Армия, собравшаяся в Гаскони осенью 1366 года, была еще более разнородной, чем армия дю Геклена в 1365 году. Ядро ее составляли личные свиты принца Уэльского и главных дворян Аквитании. Вокруг них собралась большая часть диаспоры гасконских, бретонских и английских солдат удачи, до сих пор рассеянных по Франции и Испании. Сэр Джон Чандос обратился за помощью к лидерам гасконских компаний, которые все еще действовали, во все более трудных для себя условиях, в долине Соны и Оверни. В августе по югу Франции прокатилась большая вооруженная орда, когда эти люди двинулись в поход, чтобы присоединиться к своему новому господину. Среди них были некоторые из самых печально известных капитанов рутьеров последнего десятилетия: Бертука д'Альбре, их общепризнанный лидер; старый лейтенант Сегена де Бадефоля Гарсиот дю Шатель; Бурк Камю, печально известный главарь наваррской банды из Бурбонне. Людовик Анжуйский, который в это время отчаянно пытался поддержать положение Энрике Трастамарского в Кастилии, сделал все возможное, чтобы помешать им добраться до места назначения. Он отправил кузена дю Геклена и бывшего лейтенанта Оливье де Мони удерживать Тарн к югу от Монтобана. Результатом стало военное фиаско и позорный дипломатический инцидент. Мони удалось рассеять первую колонну рутьеров, достигшую реки, но на следующий день, 14 августа 1366 года, Бертука д'Альбре с основным корпусом напал на него у деревни Виль-Дьё-дю-Темпл и разбил большую часть его армии. Двести гасконцев из войск Мони, решив, что враг "того же союза и верности", что и они сами, в решающий момент переметнулись на сторону Бертуки и завершили разгром. Людовик Анжуйский позже утверждал, что этот инцидент стоил ему 3.000.000 франков заплаченных в виде выкупа за попавших в плен[901].
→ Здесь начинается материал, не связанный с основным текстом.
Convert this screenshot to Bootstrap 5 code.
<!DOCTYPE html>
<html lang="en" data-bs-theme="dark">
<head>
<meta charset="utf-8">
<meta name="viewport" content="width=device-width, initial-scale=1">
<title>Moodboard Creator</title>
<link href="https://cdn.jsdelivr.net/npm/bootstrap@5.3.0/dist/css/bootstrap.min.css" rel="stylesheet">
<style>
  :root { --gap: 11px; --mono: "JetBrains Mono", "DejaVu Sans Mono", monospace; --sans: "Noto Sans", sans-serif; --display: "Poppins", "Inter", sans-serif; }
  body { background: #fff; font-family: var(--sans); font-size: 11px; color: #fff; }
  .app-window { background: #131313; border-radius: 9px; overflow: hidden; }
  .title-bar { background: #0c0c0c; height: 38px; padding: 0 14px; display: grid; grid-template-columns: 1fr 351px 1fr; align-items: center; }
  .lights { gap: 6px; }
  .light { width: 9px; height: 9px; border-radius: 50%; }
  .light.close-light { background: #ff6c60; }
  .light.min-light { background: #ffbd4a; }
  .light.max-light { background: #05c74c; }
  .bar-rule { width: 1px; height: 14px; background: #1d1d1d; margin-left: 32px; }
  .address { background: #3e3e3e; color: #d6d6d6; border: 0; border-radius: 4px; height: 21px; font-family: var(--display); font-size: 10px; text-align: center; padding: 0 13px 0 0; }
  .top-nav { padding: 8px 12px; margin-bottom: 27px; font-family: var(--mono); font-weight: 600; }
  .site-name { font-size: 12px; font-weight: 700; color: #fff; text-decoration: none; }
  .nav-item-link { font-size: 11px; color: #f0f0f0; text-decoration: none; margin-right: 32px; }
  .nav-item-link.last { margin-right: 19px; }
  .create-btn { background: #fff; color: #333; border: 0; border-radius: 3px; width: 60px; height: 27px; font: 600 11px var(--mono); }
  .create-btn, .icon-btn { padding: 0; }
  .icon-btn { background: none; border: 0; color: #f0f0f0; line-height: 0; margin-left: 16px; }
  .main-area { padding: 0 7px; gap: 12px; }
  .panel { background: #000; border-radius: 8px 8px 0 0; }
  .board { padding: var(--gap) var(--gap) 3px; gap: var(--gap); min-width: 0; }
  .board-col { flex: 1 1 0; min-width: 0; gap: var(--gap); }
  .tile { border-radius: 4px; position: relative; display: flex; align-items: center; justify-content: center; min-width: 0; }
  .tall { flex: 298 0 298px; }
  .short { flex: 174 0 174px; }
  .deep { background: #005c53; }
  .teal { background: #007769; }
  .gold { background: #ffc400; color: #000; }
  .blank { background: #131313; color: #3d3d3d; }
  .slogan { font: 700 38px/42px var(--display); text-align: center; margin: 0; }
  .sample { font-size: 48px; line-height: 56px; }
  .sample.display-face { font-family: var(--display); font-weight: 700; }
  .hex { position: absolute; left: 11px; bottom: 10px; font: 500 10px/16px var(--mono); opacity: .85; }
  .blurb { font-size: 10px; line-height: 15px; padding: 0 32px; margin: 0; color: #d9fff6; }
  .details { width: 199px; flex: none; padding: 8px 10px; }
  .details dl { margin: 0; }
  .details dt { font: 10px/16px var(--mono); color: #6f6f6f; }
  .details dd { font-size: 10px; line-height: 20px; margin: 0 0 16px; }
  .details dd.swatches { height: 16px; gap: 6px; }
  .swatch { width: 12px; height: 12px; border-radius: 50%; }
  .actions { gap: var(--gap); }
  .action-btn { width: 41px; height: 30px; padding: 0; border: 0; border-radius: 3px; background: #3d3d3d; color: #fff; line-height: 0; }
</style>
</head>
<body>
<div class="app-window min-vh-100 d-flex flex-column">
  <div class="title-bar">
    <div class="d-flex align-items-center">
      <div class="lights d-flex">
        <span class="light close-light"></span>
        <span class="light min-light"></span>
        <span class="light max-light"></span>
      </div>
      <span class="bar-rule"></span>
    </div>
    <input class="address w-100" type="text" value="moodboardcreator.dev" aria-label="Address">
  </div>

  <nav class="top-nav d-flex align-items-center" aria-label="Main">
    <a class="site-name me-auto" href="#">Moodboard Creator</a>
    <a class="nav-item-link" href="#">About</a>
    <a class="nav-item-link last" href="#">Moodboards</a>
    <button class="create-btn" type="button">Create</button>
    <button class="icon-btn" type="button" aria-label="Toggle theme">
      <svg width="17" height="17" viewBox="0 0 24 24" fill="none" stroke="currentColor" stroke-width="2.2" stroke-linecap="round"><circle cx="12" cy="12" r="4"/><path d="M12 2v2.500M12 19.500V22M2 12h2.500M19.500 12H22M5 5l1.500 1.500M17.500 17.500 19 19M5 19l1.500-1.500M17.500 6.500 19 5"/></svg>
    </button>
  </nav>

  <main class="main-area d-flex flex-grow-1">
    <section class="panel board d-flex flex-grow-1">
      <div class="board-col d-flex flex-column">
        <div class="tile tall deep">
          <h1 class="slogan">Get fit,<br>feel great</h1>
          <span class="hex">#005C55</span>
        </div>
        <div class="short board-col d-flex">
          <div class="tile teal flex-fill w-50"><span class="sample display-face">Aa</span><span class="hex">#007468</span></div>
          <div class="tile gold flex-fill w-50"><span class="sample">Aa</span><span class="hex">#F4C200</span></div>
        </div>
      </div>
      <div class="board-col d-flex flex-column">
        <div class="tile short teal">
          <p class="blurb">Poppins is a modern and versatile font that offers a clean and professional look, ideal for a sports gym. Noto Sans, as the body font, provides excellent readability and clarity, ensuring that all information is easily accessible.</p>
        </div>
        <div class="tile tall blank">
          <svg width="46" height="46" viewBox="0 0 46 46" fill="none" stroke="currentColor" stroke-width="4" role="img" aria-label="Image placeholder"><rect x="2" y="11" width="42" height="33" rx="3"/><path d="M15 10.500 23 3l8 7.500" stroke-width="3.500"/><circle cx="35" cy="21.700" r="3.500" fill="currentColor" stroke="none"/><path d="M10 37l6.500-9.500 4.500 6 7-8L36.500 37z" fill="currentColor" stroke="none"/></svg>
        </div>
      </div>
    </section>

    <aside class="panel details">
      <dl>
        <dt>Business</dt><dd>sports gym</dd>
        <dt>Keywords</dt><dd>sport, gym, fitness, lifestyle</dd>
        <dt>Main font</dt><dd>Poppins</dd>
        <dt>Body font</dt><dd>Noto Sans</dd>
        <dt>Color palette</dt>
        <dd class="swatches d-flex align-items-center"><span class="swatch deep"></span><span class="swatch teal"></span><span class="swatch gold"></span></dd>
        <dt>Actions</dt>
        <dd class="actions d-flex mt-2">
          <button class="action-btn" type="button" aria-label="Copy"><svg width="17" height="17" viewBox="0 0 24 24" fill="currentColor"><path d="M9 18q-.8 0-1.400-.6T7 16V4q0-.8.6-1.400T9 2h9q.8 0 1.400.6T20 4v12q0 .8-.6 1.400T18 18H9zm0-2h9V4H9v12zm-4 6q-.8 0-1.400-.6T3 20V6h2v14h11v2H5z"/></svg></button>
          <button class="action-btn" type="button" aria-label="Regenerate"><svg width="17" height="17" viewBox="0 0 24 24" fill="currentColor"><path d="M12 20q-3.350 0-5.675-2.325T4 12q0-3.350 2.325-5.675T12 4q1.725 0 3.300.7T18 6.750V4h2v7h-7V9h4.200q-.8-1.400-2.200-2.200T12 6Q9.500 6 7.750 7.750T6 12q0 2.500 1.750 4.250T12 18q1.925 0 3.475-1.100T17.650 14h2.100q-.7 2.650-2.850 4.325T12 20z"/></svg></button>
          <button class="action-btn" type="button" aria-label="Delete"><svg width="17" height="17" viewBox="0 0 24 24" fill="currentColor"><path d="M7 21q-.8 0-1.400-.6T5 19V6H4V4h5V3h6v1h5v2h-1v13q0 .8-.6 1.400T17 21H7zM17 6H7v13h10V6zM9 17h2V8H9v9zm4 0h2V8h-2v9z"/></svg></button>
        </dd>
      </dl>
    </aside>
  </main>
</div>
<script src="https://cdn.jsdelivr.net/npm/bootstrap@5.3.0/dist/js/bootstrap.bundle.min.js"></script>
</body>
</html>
К этому времени к принцу присоединилось большое количество войск, которые служили под началом дю Геклена в Кастилии. Теперь они потоком возвращались через Пиренеи в Гасконь. Они заработали много денег, посадив Энрике Трастамарского на трон, и были рады заработать еще больше, снова свергнув его. Большинство из них были гасконцами. Но были среди них и северяне, например, англо-бретонские компании Джона Крессвелла и Роберта Брике, а также бретонцы и выходцы из Эно, как Эсташ д'Обресикур. Кроме того, здесь была разношерстная группа испанских изгнанников, диссидентов и недовольных, порожденных двумя десятилетиями гражданской войны: несколько сотен кастильцев, верных Педро I; друзья и сторонники графа Осоны, сына опального арагонского министра Бернардо де Кабрера, который бросил вызов Педро I; группа арагонцев, собравшаяся вокруг титулярного короля Майорки Хайме IV. Последним прибыл из Англии важный контингент под командованием Джона Гонта. Он отплыл из Плимута в Шербур в начале декабря 1366 года с армией, насчитывавшей, вероятно, от 400 до 500 человек, большинство из которых были лучниками. В Бретани к Гонту присоединилась большой отряд английских и бретонских солдат, набранных сэром Робертом Ноллисом, и все вместе они двинулись на юг. Впервые английская армия воспользовалась прибрежным маршрутом, который Эдуард III теперь контролировал от Динана до Байонны. Вся эта масса людей собралась в Даксе в предгорьях Пиренеев в январе 1367 года. Французские шпионы в Бордо и Байонне сообщили, что это была самая большая армия, которой принц или его отец когда-либо командовали во Франции. Это было преувеличением. Но все же, это была большая армия, вероятно, насчитывавшая от 8.000 до 10.000 человек, примерно столько, сколько было под командованием принца в битве при Пуатье[902].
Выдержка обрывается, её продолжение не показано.